__TASK DESCRIPTION__: Extract each line where the string "index" shows up.
########
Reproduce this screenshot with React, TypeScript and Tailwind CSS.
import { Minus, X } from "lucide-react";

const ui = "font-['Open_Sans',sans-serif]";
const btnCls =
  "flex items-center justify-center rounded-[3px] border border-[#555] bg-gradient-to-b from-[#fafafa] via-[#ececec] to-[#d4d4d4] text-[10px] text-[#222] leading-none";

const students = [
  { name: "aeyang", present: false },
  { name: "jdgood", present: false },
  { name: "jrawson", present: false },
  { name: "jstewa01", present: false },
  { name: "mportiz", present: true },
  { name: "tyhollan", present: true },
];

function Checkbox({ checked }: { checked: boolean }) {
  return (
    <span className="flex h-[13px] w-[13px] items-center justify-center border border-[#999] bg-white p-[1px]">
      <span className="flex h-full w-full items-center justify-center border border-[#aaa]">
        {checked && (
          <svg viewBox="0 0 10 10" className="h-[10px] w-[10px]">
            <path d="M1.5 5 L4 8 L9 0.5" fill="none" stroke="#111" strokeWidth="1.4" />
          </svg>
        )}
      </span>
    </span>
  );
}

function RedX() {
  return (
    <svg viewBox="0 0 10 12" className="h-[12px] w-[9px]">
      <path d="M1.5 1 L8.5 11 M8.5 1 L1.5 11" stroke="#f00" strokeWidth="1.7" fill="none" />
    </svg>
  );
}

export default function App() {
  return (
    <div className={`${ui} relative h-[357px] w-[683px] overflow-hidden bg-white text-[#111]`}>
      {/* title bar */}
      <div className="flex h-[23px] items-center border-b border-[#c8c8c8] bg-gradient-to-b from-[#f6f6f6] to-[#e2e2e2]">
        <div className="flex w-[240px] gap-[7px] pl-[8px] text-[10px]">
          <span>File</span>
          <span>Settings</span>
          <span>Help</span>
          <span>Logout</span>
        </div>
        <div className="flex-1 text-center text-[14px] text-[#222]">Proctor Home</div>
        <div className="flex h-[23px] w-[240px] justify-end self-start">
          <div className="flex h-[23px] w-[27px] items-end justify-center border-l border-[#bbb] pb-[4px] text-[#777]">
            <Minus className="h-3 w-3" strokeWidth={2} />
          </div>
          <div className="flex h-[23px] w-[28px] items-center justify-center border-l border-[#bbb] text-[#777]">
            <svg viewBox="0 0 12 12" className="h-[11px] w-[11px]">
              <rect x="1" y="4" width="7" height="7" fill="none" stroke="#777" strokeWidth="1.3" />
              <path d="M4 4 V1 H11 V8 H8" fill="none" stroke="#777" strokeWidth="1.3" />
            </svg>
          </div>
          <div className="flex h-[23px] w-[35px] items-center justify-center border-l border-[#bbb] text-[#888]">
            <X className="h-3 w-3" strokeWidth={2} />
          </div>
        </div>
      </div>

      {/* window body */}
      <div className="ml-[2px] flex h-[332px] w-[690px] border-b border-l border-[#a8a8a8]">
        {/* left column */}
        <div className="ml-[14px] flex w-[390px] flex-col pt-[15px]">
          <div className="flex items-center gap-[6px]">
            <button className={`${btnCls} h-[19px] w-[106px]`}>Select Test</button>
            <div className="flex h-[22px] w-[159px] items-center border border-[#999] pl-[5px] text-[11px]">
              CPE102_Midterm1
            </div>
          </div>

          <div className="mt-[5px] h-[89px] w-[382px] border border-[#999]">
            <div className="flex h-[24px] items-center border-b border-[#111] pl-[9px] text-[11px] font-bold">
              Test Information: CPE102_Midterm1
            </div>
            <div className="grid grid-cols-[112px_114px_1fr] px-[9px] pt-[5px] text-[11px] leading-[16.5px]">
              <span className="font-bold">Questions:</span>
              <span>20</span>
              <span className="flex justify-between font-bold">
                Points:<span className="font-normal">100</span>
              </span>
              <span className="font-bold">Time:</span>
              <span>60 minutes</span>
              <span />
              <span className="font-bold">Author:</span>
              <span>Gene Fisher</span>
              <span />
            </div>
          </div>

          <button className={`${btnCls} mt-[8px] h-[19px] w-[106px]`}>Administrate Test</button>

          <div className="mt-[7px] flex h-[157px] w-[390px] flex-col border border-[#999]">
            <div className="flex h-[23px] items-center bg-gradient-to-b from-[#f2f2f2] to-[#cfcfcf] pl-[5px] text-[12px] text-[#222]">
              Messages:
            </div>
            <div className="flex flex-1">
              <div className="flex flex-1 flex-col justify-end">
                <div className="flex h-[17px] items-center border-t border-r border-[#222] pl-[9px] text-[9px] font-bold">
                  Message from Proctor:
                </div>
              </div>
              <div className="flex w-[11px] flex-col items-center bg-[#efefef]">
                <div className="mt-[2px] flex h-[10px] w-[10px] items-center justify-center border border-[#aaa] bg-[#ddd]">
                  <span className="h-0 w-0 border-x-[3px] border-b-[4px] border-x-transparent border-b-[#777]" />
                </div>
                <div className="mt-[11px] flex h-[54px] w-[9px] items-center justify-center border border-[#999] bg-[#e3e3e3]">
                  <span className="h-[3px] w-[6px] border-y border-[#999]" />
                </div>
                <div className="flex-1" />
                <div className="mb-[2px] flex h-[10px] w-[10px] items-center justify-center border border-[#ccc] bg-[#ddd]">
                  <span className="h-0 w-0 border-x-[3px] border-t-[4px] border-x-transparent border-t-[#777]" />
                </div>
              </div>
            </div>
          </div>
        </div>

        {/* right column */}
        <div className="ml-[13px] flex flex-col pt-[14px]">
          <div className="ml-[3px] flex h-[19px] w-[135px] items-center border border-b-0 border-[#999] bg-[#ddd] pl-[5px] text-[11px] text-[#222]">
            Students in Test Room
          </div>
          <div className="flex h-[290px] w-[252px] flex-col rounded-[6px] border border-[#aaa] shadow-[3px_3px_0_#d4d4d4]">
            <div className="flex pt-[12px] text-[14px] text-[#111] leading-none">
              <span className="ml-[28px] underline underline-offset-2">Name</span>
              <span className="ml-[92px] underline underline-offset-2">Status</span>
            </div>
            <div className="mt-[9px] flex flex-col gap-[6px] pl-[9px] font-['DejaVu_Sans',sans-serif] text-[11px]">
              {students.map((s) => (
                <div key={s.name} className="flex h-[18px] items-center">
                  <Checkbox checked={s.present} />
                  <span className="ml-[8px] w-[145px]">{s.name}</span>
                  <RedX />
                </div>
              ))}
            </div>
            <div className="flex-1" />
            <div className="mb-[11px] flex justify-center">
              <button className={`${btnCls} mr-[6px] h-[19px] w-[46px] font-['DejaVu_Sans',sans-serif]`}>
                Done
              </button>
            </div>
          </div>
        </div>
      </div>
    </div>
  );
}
########
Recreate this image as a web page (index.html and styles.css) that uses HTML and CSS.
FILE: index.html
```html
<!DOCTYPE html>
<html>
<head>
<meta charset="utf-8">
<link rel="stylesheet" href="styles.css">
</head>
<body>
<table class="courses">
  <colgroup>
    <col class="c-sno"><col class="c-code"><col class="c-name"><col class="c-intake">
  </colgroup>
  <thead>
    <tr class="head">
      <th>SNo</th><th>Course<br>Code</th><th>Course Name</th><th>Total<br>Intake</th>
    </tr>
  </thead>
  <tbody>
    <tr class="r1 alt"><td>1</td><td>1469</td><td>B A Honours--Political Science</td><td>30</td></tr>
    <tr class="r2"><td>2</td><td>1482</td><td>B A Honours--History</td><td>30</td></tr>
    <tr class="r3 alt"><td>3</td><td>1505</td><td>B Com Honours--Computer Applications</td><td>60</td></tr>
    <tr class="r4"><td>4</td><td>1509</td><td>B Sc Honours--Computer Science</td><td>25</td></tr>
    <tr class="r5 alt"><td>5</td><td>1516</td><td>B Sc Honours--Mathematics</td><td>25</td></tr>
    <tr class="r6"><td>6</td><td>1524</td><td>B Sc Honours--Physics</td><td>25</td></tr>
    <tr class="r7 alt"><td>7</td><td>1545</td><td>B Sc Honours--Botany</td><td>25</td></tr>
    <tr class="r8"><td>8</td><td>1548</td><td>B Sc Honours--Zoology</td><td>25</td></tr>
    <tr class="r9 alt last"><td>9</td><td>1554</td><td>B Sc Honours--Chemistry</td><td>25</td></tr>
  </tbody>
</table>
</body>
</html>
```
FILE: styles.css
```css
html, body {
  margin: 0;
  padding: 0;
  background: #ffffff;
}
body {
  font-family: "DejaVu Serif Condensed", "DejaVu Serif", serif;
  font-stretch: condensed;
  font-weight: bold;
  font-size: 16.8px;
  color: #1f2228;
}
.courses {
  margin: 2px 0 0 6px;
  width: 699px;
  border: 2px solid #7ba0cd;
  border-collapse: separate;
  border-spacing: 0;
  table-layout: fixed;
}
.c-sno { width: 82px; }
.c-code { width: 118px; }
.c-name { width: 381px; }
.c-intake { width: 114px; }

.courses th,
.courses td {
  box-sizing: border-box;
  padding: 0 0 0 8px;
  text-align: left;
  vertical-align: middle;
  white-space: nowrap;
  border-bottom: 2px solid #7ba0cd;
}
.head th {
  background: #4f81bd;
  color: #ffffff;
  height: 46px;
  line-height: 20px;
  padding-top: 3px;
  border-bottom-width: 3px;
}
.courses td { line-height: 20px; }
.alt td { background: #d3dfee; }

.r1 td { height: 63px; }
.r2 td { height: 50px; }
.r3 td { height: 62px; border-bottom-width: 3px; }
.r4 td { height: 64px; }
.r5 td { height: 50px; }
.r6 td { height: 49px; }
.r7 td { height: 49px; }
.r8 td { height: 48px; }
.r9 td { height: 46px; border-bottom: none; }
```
########
__COMPLETE RESPONSE__:
Recreate this image as a web page (index.html and styles.css) that uses HTML and CSS.
FILE: index.html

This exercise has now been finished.